The Gambino family, long associated with organised crime, is at the centre of the numerous charges laid by the U.S. Attorney's office for the region.
Authorities carried out one of the largest Mafia takedowns in recent memory, reports MSNBC, scooping up dozens of reputed Gambino members and charging them with gangland crimes spanning three decades.
The federal indictment in Brooklyn named 62 people, including the three highest-ranking members of the Gambino clan and the brother and nephew of the late John Gotti, the notorious boss who ran the family in its heyday.
State prosecutors separately charged 26 others with running a gambling ring that took nearly $10 million in bets on professional and college sports.
Queens District Attorney Richard Brown said Thursday that the Gambinos' sports book operation substituted "the traditional wire room and street corner bookie who penciled in wagers in a little black book with offshore based Internet Web sites and toll-free numbers through which they were able to manage numerous gambling accounts."
He did not identify the four Costa Rican websites involved, but claimed these were being used in conjunction with toll free phone numbers and illegal wire rooms to allow illegal gambling activity.
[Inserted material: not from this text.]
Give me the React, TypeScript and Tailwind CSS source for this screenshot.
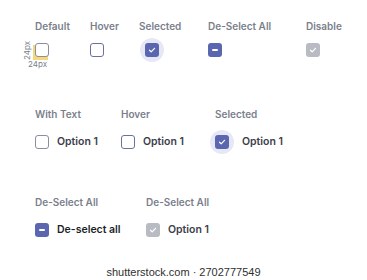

The gambling brought in over $10 million to the Gambino family in two years, Brown added.
The New York raids coincided with an Italian operation, code-named "Old Bridge" and centered on the Sicilian capital of Palermo, targeting Mafia figures who were strengthening contacts between mob groups in Italy and the United States.
Authorities said the investigations, though technically unconnected, signaled an international attempt to disrupt Sicilian ties to the Gambino family, which has been decimated by prosecutions since family head John Gotti's highly publicised prosecution and fall. Gotti was sentenced to life in prison in 1992, and died in 2002.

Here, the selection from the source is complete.